Victoria Surliuga – In these interviews I’d like to discuss not only the origins and structure of your artistic output, but also the impact that your work has had on modern and contemporary art. Tell me about how and when you decided to make art your whole life.

Ezio Gribaudo – It was the day I achieved so-called maturity, although it’s rather banal to put it that way because I had actually already decided many years before to live my life surrounded by art. For technical and circumstantial reasons, keeping in mind that those were the early postwar years, about 1945, I found it hard to make a choice. Fascism had not accustomed our youth to knowledge. It had oriented our taste toward hedonism, pleasure that was addressed more to the body than the mind. I still wasn’t completely aware of all this because I had experienced it firsthand in the 1930s and 1940s, when I was still lacking in much of the information that comes in handy in life. In 1945 and 1946 I made contact with the historic reality, realizing how it was an elaborate fiction for which it is no use denying the circumstances. Then I realized that the real world was different, and that it could also be improved.

My first discovery was a book I was given by my math teacher, even though I wasn’t really good at the subject, but I still wanted to study math because I believed it was important. People would say that both Latin and math were important. I knew that Latin was essential, but math was so as well, albeit in a different way. This teacher would tell me, “I see you’re talented.” During his lessons I’d draw, and he once remarked, “I must give you a book about the European avant-gardes.”

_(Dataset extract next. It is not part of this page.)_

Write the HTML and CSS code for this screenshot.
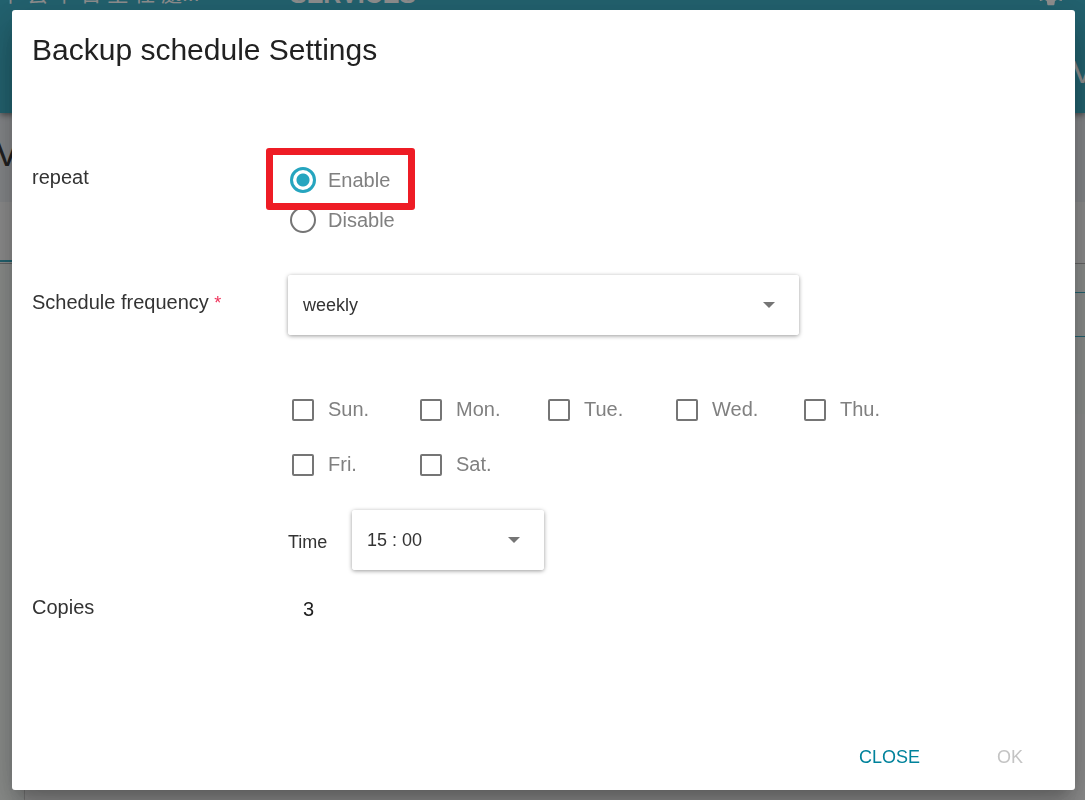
FILE: index.html
```html
<!DOCTYPE html>
<html lang="en">
<head>
  <meta charset="UTF-8" />
  <meta name="viewport" content="width=device-width, initial-scale=1.0" />
  <title>Backup schedule Settings</title>
  <link rel="stylesheet" href="styles.css">
</head>
<body>

  <div class="page" aria-hidden="true">
    <header class="topbar">
      <div class="topbar-row">
        <span class="site-name">中 芸 中 日 主 任 處...</span>
        <span class="site-section">SERVICES</span>
        <svg class="gear" viewBox="0 0 24 24"><path d="M19.4 13c.1-.3.1-.7.1-1s0-.7-.1-1l2.100-1.700c.2-.1.2-.4.1-.6l-2-3.500c-.1-.2-.4-.3-.6-.2l-2.500 1c-.5-.4-1.100-.7-1.700-1l-.4-2.600c0-.3-.2-.4-.5-.4h-4c-.3 0-.4.1-.5.4L9 5c-.6.300-1.200.600-1.700 1l-2.500-1c-.2-.1-.5 0-.6.2l-2 3.500c-.1.200-.1.500.1.600L4.500 11c0 .3-.1.700-.1 1s0 .7.1 1l-2.200 1.700c-.2.100-.2.400-.1.600l2 3.500c.1.200.4.300.6.200l2.500-1c.5.4 1.100.7 1.700 1l.4 2.600c0 .300.2.400.5.400h4c.3 0 .4-.1.500-.4l.4-2.600c.6-.3 1.200-.6 1.700-1l2.500 1c.2.100.5 0 .6-.2l2-3.500c.1-.2.100-.5-.1-.6zM12 15.500a3.500 3.500 0 1 1 0-7 3.500 3.500 0 0 1 0 7z"/></svg>
      </div>
      <div class="topbar-sub">V</div>
    </header>
    <div class="page-title">V</div>
    <div class="page-tabs"><div class="tab-active"></div></div>
    <div class="page-toolbar"></div>
    <div class="page-filter"></div>
    <div class="page-space"></div>
    <div class="page-panel"></div>
  </div>

  <div class="overlay">
    <form class="dialog" role="dialog" aria-labelledby="dialog-title">
      <h1 id="dialog-title">Backup schedule Settings</h1>

      <div class="row row-repeat">
        <div class="label" id="repeat-label">repeat</div>
        <div class="radios" role="radiogroup" aria-labelledby="repeat-label">
          <label class="option"><input type="radio" name="repeat" value="1" checked>Enable</label>
          <label class="option"><input type="radio" name="repeat" value="0">Disable</label>
          <div class="highlight"></div>
        </div>
      </div>

      <div class="row row-frequency">
        <label class="label" for="frequency">Schedule frequency <span class="required">*</span></label>
        <div class="select-box select-wide">
          <select id="frequency">
            <option>daily</option>
            <option selected>weekly</option>
            <option>monthly</option>
          </select>
        </div>
      </div>

      <div class="row">
        <div class="schedule">
          <div class="days">
            <label class="option"><input type="checkbox" name="day" value="0">Sun.</label>
            <label class="option"><input type="checkbox" name="day" value="1">Mon.</label>
            <label class="option"><input type="checkbox" name="day" value="2">Tue.</label>
            <label class="option"><input type="checkbox" name="day" value="3">Wed.</label>
            <label class="option"><input type="checkbox" name="day" value="4">Thu.</label>
            <label class="option"><input type="checkbox" name="day" value="5">Fri.</label>
            <label class="option"><input type="checkbox" name="day" value="6">Sat.</label>
          </div>
          <div class="time">
            <label for="time">Time</label>
            <div class="select-box select-time">
              <select id="time">
                <option>14 : 00</option>
                <option selected>15 : 00</option>
                <option>16 : 00</option>
              </select>
            </div>
          </div>
        </div>
      </div>

      <div class="row row-copies">
        <div class="label">Copies</div>
        <div class="copies">3</div>
      </div>

      <div class="actions">
        <button type="button" class="btn">CLOSE</button>
        <button type="submit" class="btn" disabled>OK</button>
      </div>
    </form>
  </div>

</body>
</html>
```

FILE: styles.css
```css
* {
  box-sizing: border-box;
}
body {
  margin: 0;
  font-family: "Liberation Sans", Arial, "Noto Sans CJK TC", sans-serif;
  font-size: 20px;
  color: #333;
  overflow: hidden;
}

/* page behind the dialog */
.page {
  display: flex;
  flex-direction: column;
  height: 100vh;
  background: #f6faf7;
}
.topbar {
  position: relative;
  height: 113px;
  flex: none;
  background: #26a5bf;
  color: white;
  box-shadow: 0 2px 6px rgba(0,0,0,0.5);
  overflow: hidden;
}
.topbar-row {
  display: flex;
  align-items: flex-end;
  height: 8px;
  line-height: 28px;
  white-space: nowrap;
}
.site-name {
  width: 290px;
  font-size: 21px;
}
.site-section {
  font-weight: bold;
  font-size: 25px;
}
.gear {
  width: 34px;
  height: 34px;
  fill: white;
  margin-left: auto;
  margin-right: 17px;
}
.topbar-sub {
  margin-top: 46px;
  margin-right: -8px;
  font-size: 32px;
  line-height: 36px;
  text-align: right;
}
.page-title {
  height: 89px;
  flex: none;
  background: #ebeff4;
  font-size: 36px;
  line-height: 82px;
  text-indent: -5px;
  color: #222;
}
.page-tabs {
  height: 61px;
  flex: none;
  background: #fafafa;
  padding-top: 58px;
}
.tab-active {
  width: 200px;
  height: 2px;
  background: #26a5bf;
}
.page-toolbar {
  height: 29px;
  flex: none;
  border-top: 1px solid #aaa;
}
.page-filter {
  height: 45px;
  flex: none;
  border: solid #26a5bf;
  border-width: 1px 0;
  margin-left: 24px;
}
.page-space {
  height: 77px;
  flex: none;
}
.page-panel {
  flex: 1;
  margin-left: 24px;
  background: #fafafa;
  border-left: 1px solid #ccc;
}

/* dialog */
.overlay {
  position: fixed;
  inset: 0;
  display: flex;
  padding: 10px 10px 10px 12px;
  background: rgba(33,33,33,0.5);
}
.dialog {
  flex: 1;
  display: flex;
  flex-direction: column;
  padding: 20px;
  background: white;
  border-radius: 3px;
  box-shadow: 0 11px 15px -7px rgba(0,0,0,0.2), 0 24px 38px 3px rgba(0,0,0,0.14), 0 9px 46px 8px rgba(0,0,0,0.12);
}
h1 {
  margin: 0;
  font-size: 30px;
  font-weight: normal;
  line-height: 40px;
  color: #212121;
}
.row {
  display: grid;
  grid-template-columns: 256px 1fr;
}
.label {
  line-height: 24px;
}
.row-repeat {
  margin-top: 90px;
}
.row-repeat .label {
  padding-top: 5px;
}
.row-frequency {
  margin-top: 35px;
}
.row-frequency .label {
  padding-top: 15px;
}
.required {
  font-size: 18px;
  color: #f0325a;
}
.option {
  display: flex;
  align-items: center;
  gap: 12px;
  height: 40px;
  padding-left: 2px;
  color: #808080;
}
.option input {
  appearance: none;
  margin: 0;
  width: 26px;
  height: 26px;
  background: white;
}
.option input[type="radio"] {
  border: 2px solid #757575;
  border-radius: 50%;
}
.option input[type="radio"]:checked {
  border: 3px solid #26a5bf;
  background: radial-gradient(circle, #26a5bf 6px, white 7px);
}
.option input[type="checkbox"] {
  width: 22px;
  height: 22px;
  margin: 2px;
  border: 2px solid #757575;
  border-radius: 2px;
}
.radios {
  position: relative;
}
.highlight {
  position: absolute;
  top: -12px;
  left: -22px;
  width: 149px;
  height: 62px;
  border: 7px solid #ee1c25;
  border-radius: 3px;
  pointer-events: none;
}
.select-box {
  position: relative;
  height: 60px;
  border-radius: 3px;
  box-shadow: 0 1px 4px rgba(0,0,0,0.4);
}
.select-box::after {
  content: "";
  position: absolute;
  top: 27px;
  right: 24px;
  border: 6px solid transparent;
  border-top-color: #757575;
  border-bottom: 0;
  pointer-events: none;
}
.select-box select {
  appearance: none;
  width: 100%;
  height: 100%;
  padding: 0 15px;
  border: 0;
  border-radius: 3px;
  background: white;
  font: inherit;
  font-size: 18px;
  color: #333;
}
.select-wide {
  width: calc(100% * 2 / 3);
}
.schedule {
  grid-column: 2;
  padding-top: 47px;
}
.days {
  display: grid;
  grid-template-columns: repeat(5, 128px);
}
.days .option {
  height: 55px;
}
.time {
  display: flex;
  align-items: center;
  margin-top: 18px;
  font-size: 18px;
}
.time label {
  width: 64px;
  padding-top: 5px;
}
.select-time {
  width: 192px;
}
.row-copies {
  margin-top: 25px;
}
.copies {
  padding: 2px 15px;
  line-height: 24px;
  color: #212121;
}
.actions {
  display: flex;
  justify-content: flex-end;
  gap: 37px;
  margin-top: auto;
  margin-right: 12px;
}
.btn {
  min-width: 66px;
  height: 26px;
  padding: 0 20px;
  border: 0;
  background: none;
  font: inherit;
  font-size: 18px;
  color: #00829b;
}
.btn:disabled {
  color: #c4c4c4;
}
```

My generation was terribly ignorant, although there were some people who were knowledgeable in spite of Fascism. I was struck by the images made by Wassily Kandinsky, and by those of the Russian painters, who had been banned because our society had opposed the dissemination of culture. I could never have imagined that there was a different world to know and experience; it took me only a few years to realize this was so, however, and I forced myself to leave behind the generational ignorance in which I was still immersed. Rather humbly, I was struck by the world of art that was right there for me to explore. I wanted to know things. I’d complete every project in total immersion, and I wanted to know everything there was to know about cinema, theater, history, and literature, trying to soak it all up as quickly as possible. In Turin I could turn to the Cinema Club of the Unione Culturale, as well as to the one on Via San Francesco da Paola. For the first time ever, I saw Russian movies, including Vsevolod Pudovkin’s Mother, and the ones directed by Sergei Eisenstein. It was by opening my mind to what was happening in the world that I became free to be interested in music and theater.

During the years of my youth, social activities had involved oratory and gymnastics exercises, as well as everything else that the dictatorships had forced on us during that period. My yearning to know things and my curiosity were a form of rebellion, and I was eager to discover Paris.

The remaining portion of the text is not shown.